GIVEN INSTRUCTION: Pictures stay out of the copy; set down each line of the listing below exactly.
+++
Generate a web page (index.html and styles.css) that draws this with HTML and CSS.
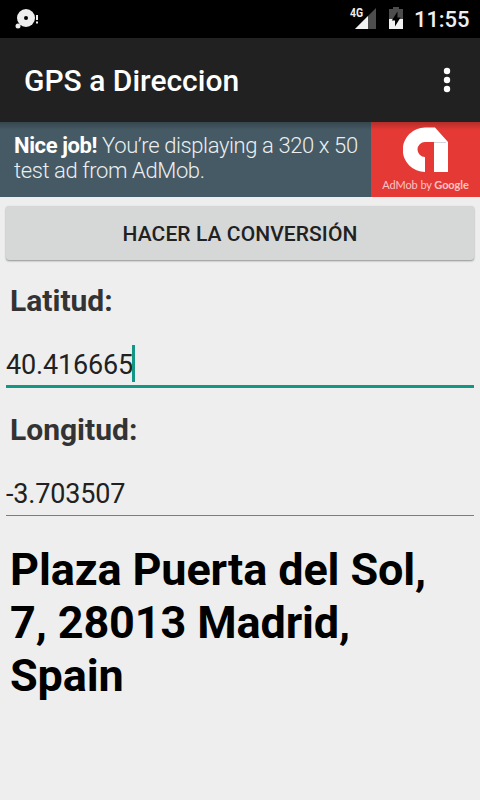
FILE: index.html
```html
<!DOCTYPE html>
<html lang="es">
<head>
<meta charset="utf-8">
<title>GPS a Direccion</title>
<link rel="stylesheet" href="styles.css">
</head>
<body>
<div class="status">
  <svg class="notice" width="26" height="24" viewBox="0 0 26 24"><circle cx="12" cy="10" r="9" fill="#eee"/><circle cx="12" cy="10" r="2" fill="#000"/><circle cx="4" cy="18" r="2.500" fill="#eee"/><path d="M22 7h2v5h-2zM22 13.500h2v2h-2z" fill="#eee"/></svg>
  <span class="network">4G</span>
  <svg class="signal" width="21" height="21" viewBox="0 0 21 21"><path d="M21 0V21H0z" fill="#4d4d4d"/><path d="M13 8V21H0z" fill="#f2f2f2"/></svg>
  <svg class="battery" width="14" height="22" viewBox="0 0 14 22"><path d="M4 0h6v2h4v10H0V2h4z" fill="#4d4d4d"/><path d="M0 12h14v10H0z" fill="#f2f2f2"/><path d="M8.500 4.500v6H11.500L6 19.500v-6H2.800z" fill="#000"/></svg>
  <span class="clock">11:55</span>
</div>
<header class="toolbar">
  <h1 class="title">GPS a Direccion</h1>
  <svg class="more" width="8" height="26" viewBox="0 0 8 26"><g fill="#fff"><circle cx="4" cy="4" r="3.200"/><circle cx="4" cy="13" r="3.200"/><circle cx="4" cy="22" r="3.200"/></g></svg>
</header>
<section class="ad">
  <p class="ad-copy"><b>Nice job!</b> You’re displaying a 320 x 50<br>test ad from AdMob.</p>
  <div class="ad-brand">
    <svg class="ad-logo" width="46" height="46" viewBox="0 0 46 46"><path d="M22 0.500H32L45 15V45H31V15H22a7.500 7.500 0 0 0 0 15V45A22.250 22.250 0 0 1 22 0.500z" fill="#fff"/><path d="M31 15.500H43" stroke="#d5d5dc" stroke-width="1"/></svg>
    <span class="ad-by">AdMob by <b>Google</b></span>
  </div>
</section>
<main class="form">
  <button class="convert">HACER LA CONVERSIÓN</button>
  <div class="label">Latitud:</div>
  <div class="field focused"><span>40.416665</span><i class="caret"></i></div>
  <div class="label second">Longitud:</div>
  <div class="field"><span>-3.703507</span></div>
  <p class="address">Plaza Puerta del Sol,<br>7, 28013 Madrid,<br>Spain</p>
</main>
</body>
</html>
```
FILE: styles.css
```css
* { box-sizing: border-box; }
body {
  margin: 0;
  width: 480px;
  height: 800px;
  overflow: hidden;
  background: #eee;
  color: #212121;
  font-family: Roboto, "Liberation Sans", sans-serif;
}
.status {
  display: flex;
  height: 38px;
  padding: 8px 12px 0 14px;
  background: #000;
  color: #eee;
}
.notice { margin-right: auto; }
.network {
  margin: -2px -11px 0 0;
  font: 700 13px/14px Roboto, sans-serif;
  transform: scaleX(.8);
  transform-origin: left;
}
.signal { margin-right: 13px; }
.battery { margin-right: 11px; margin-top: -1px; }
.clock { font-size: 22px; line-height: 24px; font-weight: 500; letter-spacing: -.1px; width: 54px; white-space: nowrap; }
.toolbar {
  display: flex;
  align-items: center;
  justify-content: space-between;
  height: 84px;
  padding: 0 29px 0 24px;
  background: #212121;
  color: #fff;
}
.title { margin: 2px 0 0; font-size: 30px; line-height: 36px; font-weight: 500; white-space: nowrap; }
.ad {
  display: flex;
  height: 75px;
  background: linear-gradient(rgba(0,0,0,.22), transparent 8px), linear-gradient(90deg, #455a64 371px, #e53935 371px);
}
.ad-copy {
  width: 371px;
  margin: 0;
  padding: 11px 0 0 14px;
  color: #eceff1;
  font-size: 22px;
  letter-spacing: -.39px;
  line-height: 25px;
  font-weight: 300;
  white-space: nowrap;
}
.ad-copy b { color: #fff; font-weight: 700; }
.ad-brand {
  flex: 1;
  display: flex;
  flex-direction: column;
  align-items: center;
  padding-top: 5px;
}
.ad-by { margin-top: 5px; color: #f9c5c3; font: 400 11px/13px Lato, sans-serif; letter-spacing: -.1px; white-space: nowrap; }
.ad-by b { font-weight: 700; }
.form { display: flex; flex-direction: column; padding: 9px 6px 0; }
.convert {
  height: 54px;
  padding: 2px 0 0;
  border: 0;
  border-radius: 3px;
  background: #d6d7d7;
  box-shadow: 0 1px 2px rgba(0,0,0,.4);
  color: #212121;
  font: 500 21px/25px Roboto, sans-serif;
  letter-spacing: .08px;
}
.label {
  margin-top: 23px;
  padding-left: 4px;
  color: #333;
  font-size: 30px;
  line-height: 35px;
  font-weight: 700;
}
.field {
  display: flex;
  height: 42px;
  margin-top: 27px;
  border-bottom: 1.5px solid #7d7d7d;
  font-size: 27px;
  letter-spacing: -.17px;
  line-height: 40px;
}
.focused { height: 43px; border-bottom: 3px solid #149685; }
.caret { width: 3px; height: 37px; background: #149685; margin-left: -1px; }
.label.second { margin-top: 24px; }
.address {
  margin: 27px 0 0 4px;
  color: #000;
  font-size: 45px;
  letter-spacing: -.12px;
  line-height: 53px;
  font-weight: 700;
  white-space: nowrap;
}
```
+++
SOLUTION TO THIS PROBLEM:
Generate a web page (index.html and styles.css) that draws this with HTML and CSS.
FILE: index.html
```html
<!DOCTYPE html>
<html lang="es">
<head>
<meta charset="utf-8">
<title>GPS a Direccion</title>
<link rel="stylesheet" href="styles.css">
</head>
<body>
<div class="status">
  <svg class="notice" width="26" height="24" viewBox="0 0 26 24"><circle cx="12" cy="10" r="9" fill="#eee"/><circle cx="12" cy="10" r="2" fill="#000"/><circle cx="4" cy="18" r="2.500" fill="#eee"/><path d="M22 7h2v5h-2zM22 13.500h2v2h-2z" fill="#eee"/></svg>
  <span class="network">4G</span>
  <svg class="signal" width="21" height="21" viewBox="0 0 21 21"><path d="M21 0V21H0z" fill="#4d4d4d"/><path d="M13 8V21H0z" fill="#f2f2f2"/></svg>
  <svg class="battery" width="14" height="22" viewBox="0 0 14 22"><path d="M4 0h6v2h4v10H0V2h4z" fill="#4d4d4d"/><path d="M0 12h14v10H0z" fill="#f2f2f2"/><path d="M8.500 4.500v6H11.500L6 19.500v-6H2.800z" fill="#000"/></svg>
  <span class="clock">11:55</span>
</div>
<header class="toolbar">
  <h1 class="title">GPS a Direccion</h1>
  <svg class="more" width="8" height="26" viewBox="0 0 8 26"><g fill="#fff"><circle cx="4" cy="4" r="3.200"/><circle cx="4" cy="13" r="3.200"/><circle cx="4" cy="22" r="3.200"/></g></svg>
</header>
<section class="ad">
  <p class="ad-copy"><b>Nice job!</b> You’re displaying a 320 x 50<br>test ad from AdMob.</p>
  <div class="ad-brand">
    <svg class="ad-logo" width="46" height="46" viewBox="0 0 46 46"><path d="M22 0.500H32L45 15V45H31V15H22a7.500 7.500 0 0 0 0 15V45A22.250 22.250 0 0 1 22 0.500z" fill="#fff"/><path d="M31 15.500H43" stroke="#d5d5dc" stroke-width="1"/></svg>
    <span class="ad-by">AdMob by <b>Google</b></span>
  </div>
</section>
<main class="form">
  <button class="convert">HACER LA CONVERSIÓN</button>
  <div class="label">Latitud:</div>
  <div class="field focused"><span>40.416665</span><i class="caret"></i></div>
  <div class="label second">Longitud:</div>
  <div class="field"><span>-3.703507</span></div>
  <p class="address">Plaza Puerta del Sol,<br>7, 28013 Madrid,<br>Spain</p>
</main>
</body>
</html>
```
FILE: styles.css
```css
* { box-sizing: border-box; }
body {
  margin: 0;
  width: 480px;
  height: 800px;
  overflow: hidden;
  background: #eee;
  color: #212121;
  font-family: Roboto, "Liberation Sans", sans-serif;
}
.status {
  display: flex;
  height: 38px;
  padding: 8px 12px 0 14px;
  background: #000;
  color: #eee;
}
.notice { margin-right: auto; }
.network {
  margin: -2px -11px 0 0;
  font: 700 13px/14px Roboto, sans-serif;
  transform: scaleX(.8);
  transform-origin: left;
}
.signal { margin-right: 13px; }
.battery { margin-right: 11px; margin-top: -1px; }
.clock { font-size: 22px; line-height: 24px; font-weight: 500; letter-spacing: -.1px; width: 54px; white-space: nowrap; }
.toolbar {
  display: flex;
  align-items: center;
  justify-content: space-between;
  height: 84px;
  padding: 0 29px 0 24px;
  background: #212121;
  color: #fff;
}
.title { margin: 2px 0 0; font-size: 30px; line-height: 36px; font-weight: 500; white-space: nowrap; }
.ad {
  display: flex;
  height: 75px;
  background: linear-gradient(rgba(0,0,0,.22), transparent 8px), linear-gradient(90deg, #455a64 371px, #e53935 371px);
}
.ad-copy {
  width: 371px;
  margin: 0;
  padding: 11px 0 0 14px;
  color: #eceff1;
  font-size: 22px;
  letter-spacing: -.39px;
  line-height: 25px;
  font-weight: 300;
  white-space: nowrap;
}
.ad-copy b { color: #fff; font-weight: 700; }
.ad-brand {
  flex: 1;
  display: flex;
  flex-direction: column;
  align-items: center;
  padding-top: 5px;
}
.ad-by { margin-top: 5px; color: #f9c5c3; font: 400 11px/13px Lato, sans-serif; letter-spacing: -.1px; white-space: nowrap; }
.ad-by b { font-weight: 700; }
.form { display: flex; flex-direction: column; padding: 9px 6px 0; }
.convert {
  height: 54px;
  padding: 2px 0 0;
  border: 0;
  border-radius: 3px;
  background: #d6d7d7;
  box-shadow: 0 1px 2px rgba(0,0,0,.4);
  color: #212121;
  font: 500 21px/25px Roboto, sans-serif;
  letter-spacing: .08px;
}
.label {
  margin-top: 23px;
  padding-left: 4px;
  color: #333;
  font-size: 30px;
  line-height: 35px;
  font-weight: 700;
}
.field {
  display: flex;
  height: 42px;
  margin-top: 27px;
  border-bottom: 1.5px solid #7d7d7d;
  font-size: 27px;
  letter-spacing: -.17px;
  line-height: 40px;
}
.focused { height: 43px; border-bottom: 3px solid #149685; }
.caret { width: 3px; height: 37px; background: #149685; margin-left: -1px; }
.label.second { margin-top: 24px; }
.address {
  margin: 27px 0 0 4px;
  color: #000;
  font-size: 45px;
  letter-spacing: -.12px;
  line-height: 53px;
  font-weight: 700;
  white-space: nowrap;
}
```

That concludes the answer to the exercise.